A LION was eating up one after another the animals of a certain country. One day an old goat said, "We must put a stop to [104] this. I have a plan by which he may be sent away from this part of the country."

"Pray act up to it at once," said the other animals.

The old goat laid himself down in a cave on the roadside, with his flowing beard and long curved horns. The lion on his way to the village saw him, and stopped at the mouth of the cave.

"So you have come, after all," said the goat.

"What do you mean?" said the lion.

"Why, I have long been lying in this cave. I have eaten up one hundred elephants, a hundred tigers, a thousand wolves, and ninety-nine lions. One more lion has been wanting. I have waited long and patiently. Heaven has, after all, been kind to me," said the goat, and shook his horns and his beard, and made a start as if he were about to spring upon the lion.

The latter said to himself, "This animal looks like a goat, but it does not talk like one. So it is very likely some wicked [106] spirit in this shape.
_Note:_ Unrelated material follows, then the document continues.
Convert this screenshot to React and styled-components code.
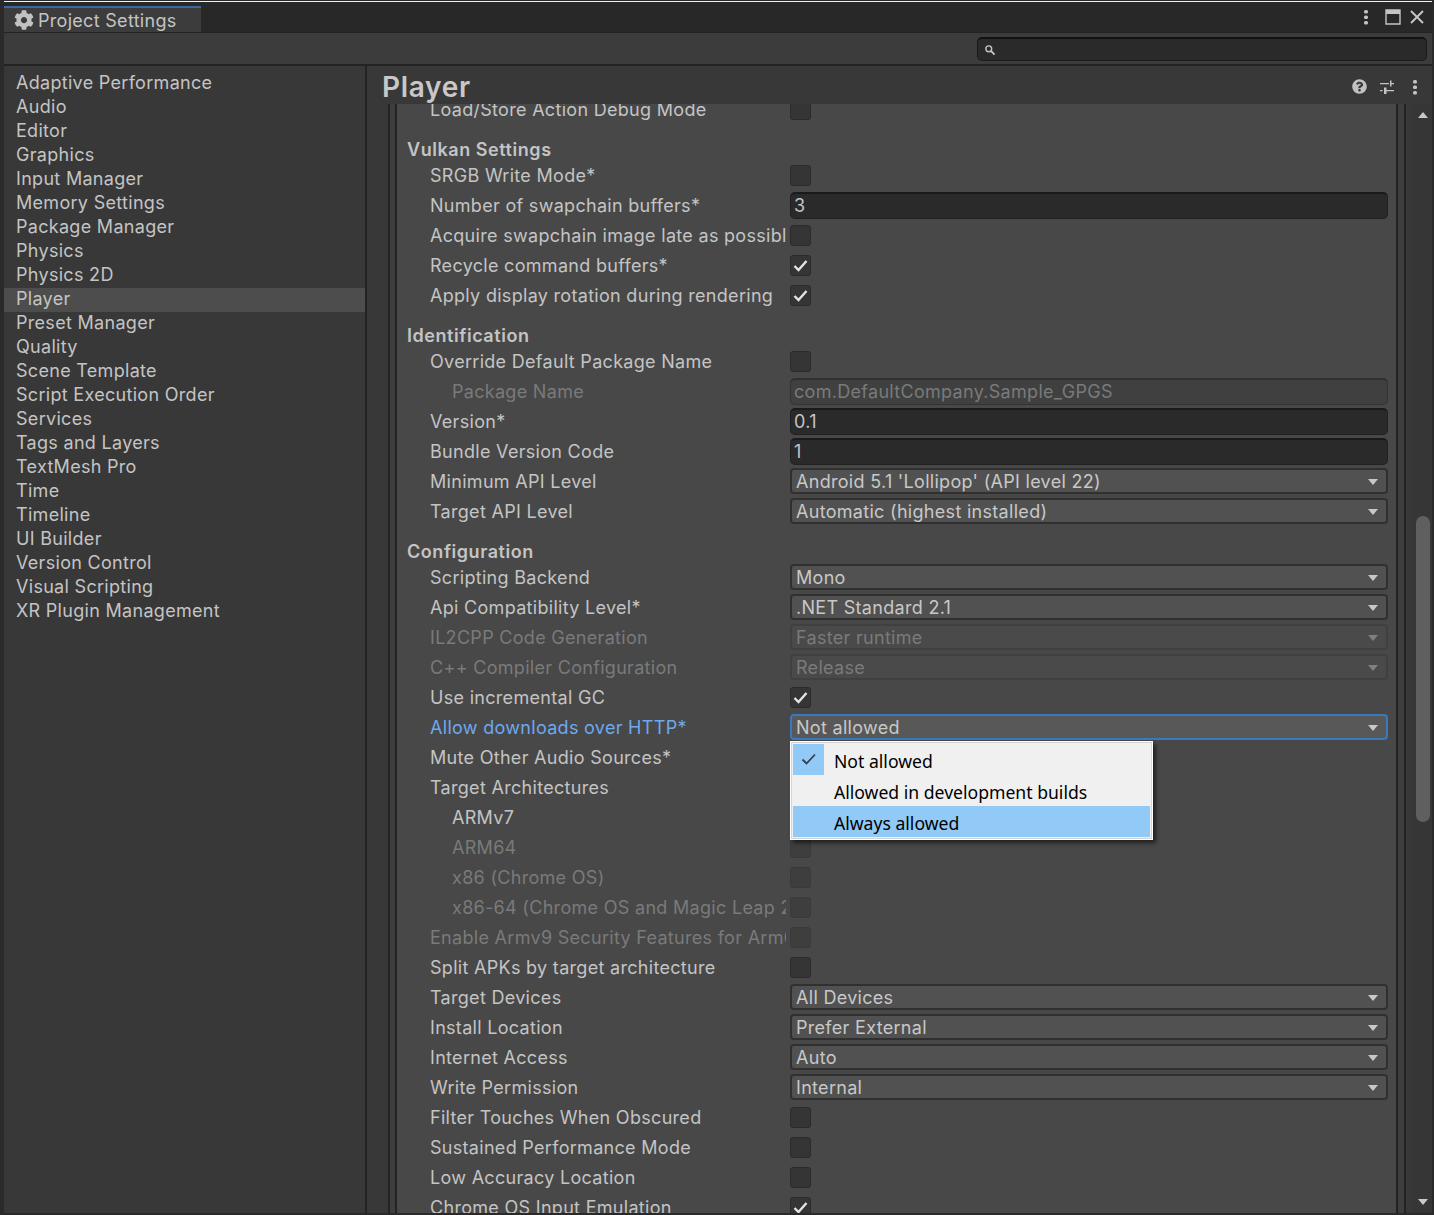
import React from "react";
import styled, { createGlobalStyle } from "styled-components";
import { FaCog, FaQuestionCircle } from "react-icons/fa";

const Global = createGlobalStyle`
  html, body { margin: 0; padding: 0; background: #2a2a2a; }
  body { font-family: Inter, "Liberation Sans", sans-serif; }
`;

const Page = styled.div`
  width: 1434px; height: 1215px; overflow: hidden; background: #2a2a2a;
  display: flex; flex-direction: column; padding: 1px 2px 2px 4px; box-sizing: border-box;
  color: #c4c4c4; font-size: 18px; letter-spacing: 0.3px;
`;
const TopLine = styled.div`height: 1px; background: #f4f4f4; flex: none;`;
const TabStrip = styled.div`
  height: 31px; flex: none; background: #282828; display: flex; align-items: flex-end;
  justify-content: space-between; border-bottom: 1px solid #232323; box-sizing: border-box;
`;
const Tab = styled.div`
  width: 197px; height: 26px; background: #3c3c3c; border-top: 2px solid #3a6a9e; box-sizing: border-box;
  display: flex; align-items: center; gap: 4px; padding: 0 0 0 10px; font-size: 18px; color: #c4c4c4;
  svg { flex: none; color: #c2c2c2; }
`;
const WinIcons = styled.div`
  display: flex; align-items: center; height: 30px; gap: 0; padding-right: 8px; align-self: flex-start;
`;
const Toolbar = styled.div`
  height: 33px; flex: none; background: #3c3c3c; border-bottom: 2px solid #232323; box-sizing: border-box;
  display: flex; justify-content: flex-end; align-items: flex-start; padding: 4px 5px 0 0;
`;
const Search = styled.div`
  width: 450px; height: 24px; box-sizing: border-box; background: #2a2a2a; border: 1px solid #1c1c1c; border-top: 2px solid #121212;
  border-radius: 5px; display: flex; align-items: center; padding-left: 6px;
`;
const Main = styled.div`flex: 1; min-height: 0; display: flex;`;
const Sidebar = styled.nav`
  width: 361px; flex: none; background: #383838; padding-top: 6px; border-right: 2px solid #232323;
`;
const SideItem = styled.div`
  height: 24px; line-height: 22px; padding-left: 12px;
  background: ${p => (p.$active ? "#4d4d4d" : "transparent")};
`;
const Content = styled.div`flex: 1; min-width: 0; display: flex; flex-direction: column; background: #383838;`;
const Header = styled.header`
  height: 38px; flex: none; display: flex; align-items: center; justify-content: space-between;
  padding: 3px 14px 0 15px; box-sizing: border-box; background: #383838; position: relative; z-index: 2;
`;
const Title = styled.h1`margin: 0; font-size: 28px; font-weight: 600; color: #c8c8c8; letter-spacing: 0.7px; line-height: 34px;`;
const HeadIcons = styled.div`display: flex; align-items: center; gap: 13px; color: #c2c2c2;`;
const Scroller = styled.div`flex: 1; min-height: 0; display: flex;`;
const Outer = styled.div`
  flex: 1; min-width: 0; overflow: hidden; display: flex; padding: 0 6px 0 21px; background: #383838;
`;
const Frame = styled.div`
  flex: 1; min-width: 0; background: #3e3e3e; border-left: 2px solid #232323; border-right: 2px solid #232323;
  padding: 0 6px 0 5px; display: flex;
`;
const Inner = styled.div`
  flex: 1; min-width: 0; background: #484848; border-left: 2px solid #232323; border-right: 2px solid #232323;
  overflow: hidden;
`;
const Stack = styled.div`margin-top: -10px; padding: 0 8px 0 10px;`;
const SectionTitle = styled.div`
  height: 21px; line-height: 21px; padding-top: 15px; font-weight: 600; color: #c4c4c4; letter-spacing: 0.55px;
`;
const Row = styled.div`height: 30px; display: flex; align-items: center; padding-left: 23px;`;
const Label = styled.div`
  width: 356px; flex: none; white-space: nowrap; overflow: hidden; box-sizing: border-box;
  padding-left: ${p => (p.$sub ? "22px" : "0")};
  color: ${p => (p.$dim ? "#7a7a7a" : p.$blue ? "#6da9ef" : "#c4c4c4")};
`;
const Control = styled.div`
  margin-left: 4px; flex: 1; min-width: 0; position: relative; display: flex; align-items: center;
`;
const Check = styled.div`
  width: 21px; height: 21px; box-sizing: border-box; border-radius: 3px; background: ${p => (p.$dim ? "#3e3e3e" : "#353535")};
  border: 1px solid ${p => (p.$dim ? "#3a3a3a" : "#2b2b2b")}; display: flex; align-items: center; justify-content: center;
`;
const Field = styled.div`
  flex: 1; height: 27px; box-sizing: border-box; border-radius: 5px; padding-left: 3px; line-height: 24px; white-space: nowrap;
  background: ${p => (p.$dim ? "#404040" : "#2a2a2a")};
  border: 1px solid ${p => (p.$dim ? "#333333" : "#212121")};
  border-top: 2px solid ${p => (p.$dim ? "#303030" : "#1a1a1a")};
  color: ${p => (p.$dim ? "#7a7a7a" : "#c4c4c4")};
`;
const Select = styled.div`
  flex: 1; height: 26px; box-sizing: border-box; border-radius: 4px; padding: 0 8px 0 4px; display: flex; align-items: center; justify-content: space-between;
  background: ${p => (p.$focus ? "#585858" : p.$dim ? "#4a4a4a" : "#515151")};
  border: 2px solid ${p => (p.$focus ? "#3a79bb" : p.$dim ? "#404040" : "#303030")};
  color: ${p => (p.$dim ? "#7a7a7a" : "#c8c8c8")};
`;
const Arrow = styled.span`
  margin-top: 2px; width: 0; height: 0; border-left: 5.5px solid transparent; border-right: 5.5px solid transparent;
  border-top: 6px solid ${p => (p.$dim ? "#7f7f7f" : "#c8c8c8")};
`;
const Menu = styled.div`
  position: absolute; left: 0; top: 27px; width: 363px; height: 99px; box-sizing: border-box; z-index: 5;
  background: #f0f0f0; border: 1px solid #ffffff; outline: 1px solid #d4d4d4; outline-offset: -2px;
  padding: 2px; box-shadow: 3px 3px 4px rgba(0,0,0,0.55);
  font-family: "Noto Sans", sans-serif; font-size: 17.6px; letter-spacing: 0; color: #000;
`;
const MenuItem = styled.div`
  height: 31px; display: flex; align-items: center; white-space: nowrap;
  background: ${p => (p.$hot ? "#91c9f7" : "transparent")};
`;
const MenuText = styled.span`padding-top: 3px;`;
const MenuMark = styled.div`
  width: 31px; height: 31px; flex: none; margin-right: 10px; display: flex; align-items: center; justify-content: center;
  background: ${p => (p.$on ? "#91c9f7" : "transparent")};
`;
const Bar = styled.div`
  width: 20px; flex: none; background: #363636; display: flex; flex-direction: column; align-items: flex-start; position: relative; z-index: 2;
`;
const Up = styled.span`
  margin: 8px 0 0 6px; width: 0; height: 0; border-left: 5px solid transparent; border-right: 5px solid transparent; border-bottom: 6px solid #c8c8c8;
`;
const Thumb = styled.div`margin: 398px 0 0 4px; width: 14px; height: 306px; border-radius: 7px; background: #5f5f5f;`;
const Down = styled.span`
  margin: auto 0 8px 6px; width: 0; height: 0; border-left: 5px solid transparent; border-right: 5px solid transparent; border-top: 6px solid #c8c8c8;
`;

const sideItems = ["Adaptive Performance","Audio","Editor","Graphics","Input Manager","Memory Settings","Package Manager","Physics","Physics 2D","Player","Preset Manager","Quality","Scene Template","Script Execution Order","Services","Tags and Layers","TextMesh Pro","Time","Timeline","UI Builder","Version Control","Visual Scripting","XR Plugin Management"];

const C = (label, on = false, o = {}) => ({ label, kind: "check", on, ...o });
const S = (label, value, o = {}) => ({ label, kind: "select", value, ...o });
const F = (label, value, o = {}) => ({ label, kind: "field", value, ...o });
const T = title => ({ title });

const rows = [
  C("Load/Store Action Debug Mode"),
  T("Vulkan Settings"),
  C("SRGB Write Mode*"),
  F("Number of swapchain buffers*", "3"),
  C("Acquire swapchain image late as possibl"),
  C("Recycle command buffers*", true),
  C("Apply display rotation during rendering", true),
  T("Identification"),
  C("Override Default Package Name"),
  F("Package Name", "com.DefaultCompany.Sample_GPGS", { sub: true, dim: true }),
  F("Version*", "0.1"),
  F("Bundle Version Code", "1"),
  S("Minimum API Level", "Android 5.1 'Lollipop' (API level 22)"),
  S("Target API Level", "Automatic (highest installed)"),
  T("Configuration"),
  S("Scripting Backend", "Mono"),
  S("Api Compatibility Level*", ".NET Standard 2.1"),
  S("IL2CPP Code Generation", "Faster runtime", { dim: true }),
  S("C++ Compiler Configuration", "Release", { dim: true }),
  C("Use incremental GC", true),
  S("Allow downloads over HTTP*", "Not allowed", { blue: true, focus: true, menu: true }),
  C("Mute Other Audio Sources*"),
  { label: "Target Architectures", kind: "none" },
  C("ARMv7", false, { sub: true }),
  C("ARM64", false, { sub: true, dim: true }),
  C("x86 (Chrome OS)", false, { sub: true, dim: true }),
  C("x86-64 (Chrome OS and Magic Leap 2", false, { sub: true, dim: true }),
  C("Enable Armv9 Security Features for Arm6", false, { dim: true }),
  C("Split APKs by target architecture"),
  S("Target Devices", "All Devices"),
  S("Install Location", "Prefer External"),
  S("Internet Access", "Auto"),
  S("Write Permission", "Internal"),
  C("Filter Touches When Obscured"),
  C("Sustained Performance Mode"),
  C("Low Accuracy Location"),
  C("Chrome OS Input Emulation", true),
];

const Tick = () => (
  <svg width="15" height="13" viewBox="0 0 15 13"><path d="M1.500 7 L5.500 11 L13.500 2" fill="none" stroke="#e4e4e4" strokeWidth="2.400" /></svg>
);
const Dots = ({ x = 0 }) => (
  <svg width="6" height="16" viewBox="0 0 6 16" style={{ marginLeft: x }} fill="#c4c4c4">
    <rect x="1" y="1" width="4" height="3.500" rx="1.500" /><rect x="1" y="6.500" width="4" height="3.500" rx="1.500" /><rect x="1" y="12" width="4" height="3.500" rx="1.500" />
  </svg>
);

function MenuBox() {
  return (
    <Menu>
      <MenuItem><MenuMark $on><svg width="16" height="13" viewBox="0 0 16 13"><path d="M1.500 6.500 L5.500 10.500 L14 1.500" fill="none" stroke="#33404d" strokeWidth="1.800" /></svg></MenuMark><MenuText>Not allowed</MenuText></MenuItem>
      <MenuItem><MenuMark /><MenuText>Allowed in development builds</MenuText></MenuItem>
      <MenuItem $hot><MenuMark /><MenuText>Always allowed</MenuText></MenuItem>
    </Menu>
  );
}

function SettingRow({ r }) {
  return (
    <Row>
      <Label $sub={r.sub} $dim={r.dim} $blue={r.blue}>{r.label}</Label>
      <Control>
        {r.kind === "check" && <Check $dim={r.dim}>{r.on && <Tick />}</Check>}
        {r.kind === "field" && <Field $dim={r.dim}>{r.value}</Field>}
        {r.kind === "select" && <Select $dim={r.dim} $focus={r.focus}>{r.value}<Arrow $dim={r.dim} /></Select>}
        {r.menu && <MenuBox />}
      </Control>
    </Row>
  );
}

export default function App() {
  return (
    <Page>
      <Global />
      <TopLine />
      <TabStrip>
        <Tab><FaCog size={20} />Project Settings</Tab>
        <WinIcons>
          <Dots />
          <svg width="16" height="16" viewBox="0 0 16 16" style={{ marginLeft: 16 }}>
            <path d="M1 1h14v14H1z" fill="none" stroke="#c4c4c4" strokeWidth="1.400" /><path d="M1 1h14v4H1z" fill="#c4c4c4" />
          </svg>
          <svg width="14" height="14" viewBox="0 0 14 14" style={{ marginLeft: 9 }}>
            <path d="M1 1l12 12M13 1L1 13" stroke="#c8c8c8" strokeWidth="1.800" fill="none" />
          </svg>
        </WinIcons>
      </TabStrip>
      <Toolbar>
        <Search>
          <svg width="12" height="12" viewBox="0 0 12 12"><circle cx="4.800" cy="4.800" r="2.900" fill="none" stroke="#c4c4c4" strokeWidth="1.400" /><path d="M7 7l3.600 3.600" stroke="#c4c4c4" strokeWidth="1.800" /></svg>
        </Search>
      </Toolbar>
      <Main>
        <Sidebar>
          {sideItems.map(s => <SideItem key={s} $active={s === "Player"}>{s}</SideItem>)}
        </Sidebar>
        <Content>
          <Header>
            <Title>Player</Title>
            <HeadIcons>
              <FaQuestionCircle size={15} />
              <svg width="14" height="14" viewBox="0 0 14 14" fill="#c4c4c4">
                <path d="M0 3h9v1.200H0z M10 .5h1.500v6H10z M11.500 3H14v1.200h-2.500z M0 10h2.500v1.200H0z M4 7.500h2.500V14H4z M6.500 10H14v1.200H6.500z" />
              </svg>
              <Dots x={5} />
            </HeadIcons>
          </Header>
          <Scroller>
            <Outer>
              <Frame>
                <Inner>
                  <Stack>
                    {rows.map((r, i) => r.title
                      ? <SectionTitle key={i}>{r.title}</SectionTitle>
                      : <SettingRow key={i} r={r} />)}
                  </Stack>
                </Inner>
              </Frame>
            </Outer>
            <Bar><Up /><Thumb /><Down /></Bar>
          </Scroller>
        </Content>
      </Main>
    </Page>
  );
}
Prudence often serves us better than valour, so for the present I shall return to the wood," and he turned back.

The goat rose up, and, advancing to the mouth of the cave, said, "Will you come back to-morrow?"

"Never again," said the lion.

"Do you think I shall be able to see you, at least, in the wood to-morrow?"



"Neither in the wood, nor in this neighbourhood any more," said the lion, and running to the forest, soon left it with his kindred.

The animals in the country, not hearing him roar any more, gathered round the goat, and said, "The wisdom of one doth save a host."